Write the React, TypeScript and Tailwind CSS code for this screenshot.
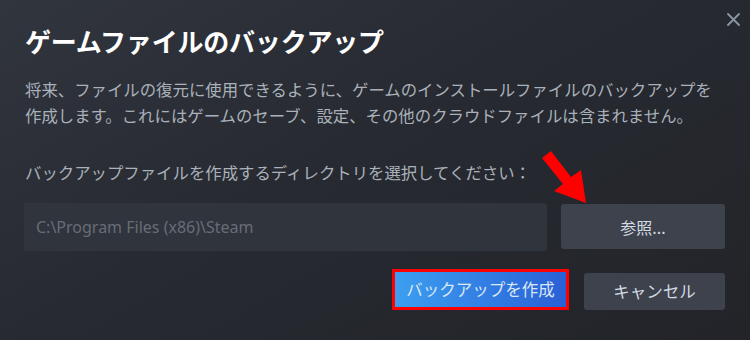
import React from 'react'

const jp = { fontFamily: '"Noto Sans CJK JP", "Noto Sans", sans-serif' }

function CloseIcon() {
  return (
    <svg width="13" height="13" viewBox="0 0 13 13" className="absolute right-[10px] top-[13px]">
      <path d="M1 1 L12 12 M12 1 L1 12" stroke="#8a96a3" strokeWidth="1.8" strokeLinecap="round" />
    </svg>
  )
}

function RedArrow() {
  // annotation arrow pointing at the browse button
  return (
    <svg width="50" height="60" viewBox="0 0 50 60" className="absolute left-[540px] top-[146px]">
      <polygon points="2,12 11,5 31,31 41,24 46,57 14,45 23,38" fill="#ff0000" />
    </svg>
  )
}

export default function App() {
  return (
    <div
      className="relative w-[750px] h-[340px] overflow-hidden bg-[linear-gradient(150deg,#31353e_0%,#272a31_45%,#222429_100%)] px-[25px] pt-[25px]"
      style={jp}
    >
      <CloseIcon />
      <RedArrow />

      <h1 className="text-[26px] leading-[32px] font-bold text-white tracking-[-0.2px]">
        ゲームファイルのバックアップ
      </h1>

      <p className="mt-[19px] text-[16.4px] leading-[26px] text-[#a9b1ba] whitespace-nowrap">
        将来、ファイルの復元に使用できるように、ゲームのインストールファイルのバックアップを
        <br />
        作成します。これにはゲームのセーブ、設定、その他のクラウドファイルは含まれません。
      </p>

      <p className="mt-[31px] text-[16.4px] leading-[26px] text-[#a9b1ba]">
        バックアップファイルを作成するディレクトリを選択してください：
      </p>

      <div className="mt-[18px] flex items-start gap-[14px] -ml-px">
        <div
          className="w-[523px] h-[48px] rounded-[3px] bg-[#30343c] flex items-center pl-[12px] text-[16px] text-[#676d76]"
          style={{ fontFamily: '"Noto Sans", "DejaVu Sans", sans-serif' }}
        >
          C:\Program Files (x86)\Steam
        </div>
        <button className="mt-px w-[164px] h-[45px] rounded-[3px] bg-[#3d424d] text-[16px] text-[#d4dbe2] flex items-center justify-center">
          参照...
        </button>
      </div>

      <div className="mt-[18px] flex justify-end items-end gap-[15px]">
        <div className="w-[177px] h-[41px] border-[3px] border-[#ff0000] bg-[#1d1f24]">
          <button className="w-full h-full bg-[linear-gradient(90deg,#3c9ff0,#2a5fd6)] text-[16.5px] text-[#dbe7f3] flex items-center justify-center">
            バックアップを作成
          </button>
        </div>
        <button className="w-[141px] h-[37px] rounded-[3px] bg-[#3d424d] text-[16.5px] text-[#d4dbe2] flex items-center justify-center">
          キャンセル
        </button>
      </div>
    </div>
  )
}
--- --- ---
### Job:
Leaving out the pictures, repeat the data above exactly.

### Answer in full:
Write the React, TypeScript and Tailwind CSS code for this screenshot.
import React from 'react'

const jp = { fontFamily: '"Noto Sans CJK JP", "Noto Sans", sans-serif' }

function CloseIcon() {
  return (
    <svg width="13" height="13" viewBox="0 0 13 13" className="absolute right-[10px] top-[13px]">
      <path d="M1 1 L12 12 M12 1 L1 12" stroke="#8a96a3" strokeWidth="1.8" strokeLinecap="round" />
    </svg>
  )
}

function RedArrow() {
  // annotation arrow pointing at the browse button
  return (
    <svg width="50" height="60" viewBox="0 0 50 60" className="absolute left-[540px] top-[146px]">
      <polygon points="2,12 11,5 31,31 41,24 46,57 14,45 23,38" fill="#ff0000" />
    </svg>
  )
}

export default function App() {
  return (
    <div
      className="relative w-[750px] h-[340px] overflow-hidden bg-[linear-gradient(150deg,#31353e_0%,#272a31_45%,#222429_100%)] px-[25px] pt-[25px]"
      style={jp}
    >
      <CloseIcon />
      <RedArrow />

      <h1 className="text-[26px] leading-[32px] font-bold text-white tracking-[-0.2px]">
        ゲームファイルのバックアップ
      </h1>

      <p className="mt-[19px] text-[16.4px] leading-[26px] text-[#a9b1ba] whitespace-nowrap">
        将来、ファイルの復元に使用できるように、ゲームのインストールファイルのバックアップを
        <br />
        作成します。これにはゲームのセーブ、設定、その他のクラウドファイルは含まれません。
      </p>

      <p className="mt-[31px] text-[16.4px] leading-[26px] text-[#a9b1ba]">
        バックアップファイルを作成するディレクトリを選択してください：
      </p>

      <div className="mt-[18px] flex items-start gap-[14px] -ml-px">
        <div
          className="w-[523px] h-[48px] rounded-[3px] bg-[#30343c] flex items-center pl-[12px] text-[16px] text-[#676d76]"
          style={{ fontFamily: '"Noto Sans", "DejaVu Sans", sans-serif' }}
        >
          C:\Program Files (x86)\Steam
        </div>
        <button className="mt-px w-[164px] h-[45px] rounded-[3px] bg-[#3d424d] text-[16px] text-[#d4dbe2] flex items-center justify-center">
          参照...
        </button>
      </div>

      <div className="mt-[18px] flex justify-end items-end gap-[15px]">
        <div className="w-[177px] h-[41px] border-[3px] border-[#ff0000] bg-[#1d1f24]">
          <button className="w-full h-full bg-[linear-gradient(90deg,#3c9ff0,#2a5fd6)] text-[16.5px] text-[#dbe7f3] flex items-center justify-center">
            バックアップを作成
          </button>
        </div>
        <button className="w-[141px] h-[37px] rounded-[3px] bg-[#3d424d] text-[16.5px] text-[#d4dbe2] flex items-center justify-center">
          キャンセル
        </button>
      </div>
    </div>
  )
}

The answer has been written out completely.